Sunday, December 28, 2008

siMpLe wARfarE aND kiDs

you'd think i could hold my own against a four year old. ya... you'd think that.
but you wud be WRONG.

oh i know that face. that innocent look of yours. >_< you think your soo soo smart. heyy you might have got everyone around you fooled. but not me. i'm onto you. yes sirree. everybody thinks aaw your soo cute. so innocent, but only i know that mind of yours is working tick tock thinking on how to get what you want and how to manipulate the foolish adults who bend to your every whim. next step ... WORLD DOMINATION!! :O
aaaaHAA! i'm onto u.. i'm watching your every move. my eyes are on you. *_*

what? she's only four. don't talk about only four. who's the one that laughed like a maniacal Shakespearean villain while saying "ha ha plucking your hair out one by one makes me laugh" or "ha ha i like pulling your hair so i want to do it"
or who was the one who hit me with the wooden folding chair [ just can't get over the image of a tiny tot coming up behind me while i was reading my book, lifting that wooden folding chair and hitting me on the head with it ] or who was the one who threw a tantrum that she didn't like me so didn't want to sit next to me in the car, which ended up in me sitting in the end space of an SUV. [ you know the seat? with no leg space?? AND i got a purple bruise from a mistake i made in disembarking procedure... [[ trust me getting out of that car NEEDED a procedure ]] ] or who was the one who somehow caught my thumb between the spokes of the wooden chair and almost broke the bone all the time laughing hysterically [ heyy THAT HURT LIKE HELL ] and somehow everytime it was ME who ended up making a public apology. i don't know why. even my cousins , the 6 and 8 yr old were savvy enough to ask me, "is she annoying you?" and all i could do was grimace in pain and limp away with some part of my dignity [ hopefully ].

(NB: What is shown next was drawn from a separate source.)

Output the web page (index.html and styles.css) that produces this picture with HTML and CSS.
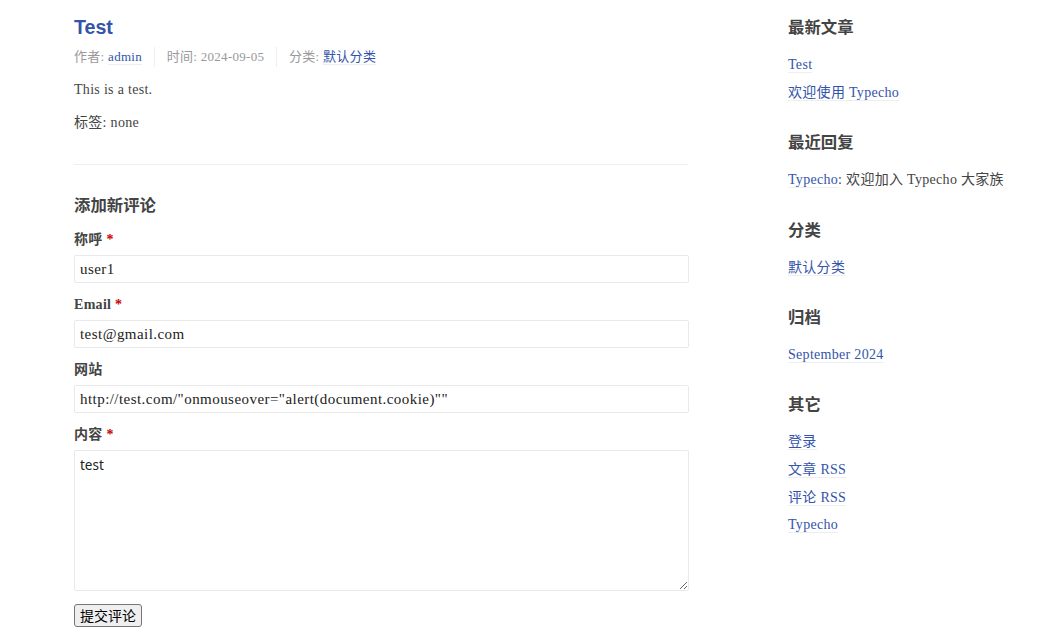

how did i find myself making an SOS call to K every few hours? and the last he heard was me screaming and fighting off the kids who were jumping me from every which way, pulling my hair, stuffing their sock clod foot in my mouth.... aaaaaaaaaaaa. man overboard. officer down. need assistance immediately.

no no no >_< i CAN'T hold my own against any four year old. years ago i had made a critical observation that maybe they're all aliens who are watching over when they can take control of the planet. i take that back. its insulting to aliens to put them on the same level. no ways they're aliens. i'd recognize them. they're pure evil man. using that innocent face to get what they want. EVERY SINGLE TIME.
thats pure genius. :O

oh you THINK they're not capable of emotional warfare too? tell that to my man who was left swimming in his own tears after the battle. no one can be as mean as a four year old girl >_<

HEYY quit kicking my shins....i give up. I GIVE UP. wait let me tear my t-shirt off and wave the WHITE FLAG OF SURRENDER. OFFICERS RETREAT. EVERYBODY RETREAT. WE GIVE UP. WE GIVE UP....aaaaaaaaaaaaaaah


ps: the next person who says i shud get married and have a kid will have a nice lil chat with my BAZOOKA.

oh and i finally got to cut a cake [ yaay ] and my cousin says. what did u wish for? did u wish for a husband? :D
[ WHAT THE.... ] she's frickin EIGHT man. she's not even supposed to know about marriage. and she's like when are u getting married? aren't you getting old?

by the WAY i think i might have taught them some new cuss words today. WOOPS.
also you think i didn't get r-e-v-e-n-g-e on the adults for sicing their kids on me and watching the movie?? he he i introduced their kids to CALVIN my GOD. :D

AND i found a new way to get rid of unwanted guests. first you make a couple of total brat kids. if u can't, borrow from somewhere. then u sic them on said unwanted guests. if borrowed, then casually mention their arrival next time unwanted guests make noises about visiting you. perfect results guaranteed.
downside: if u made em, then ur stuck with em forEVER.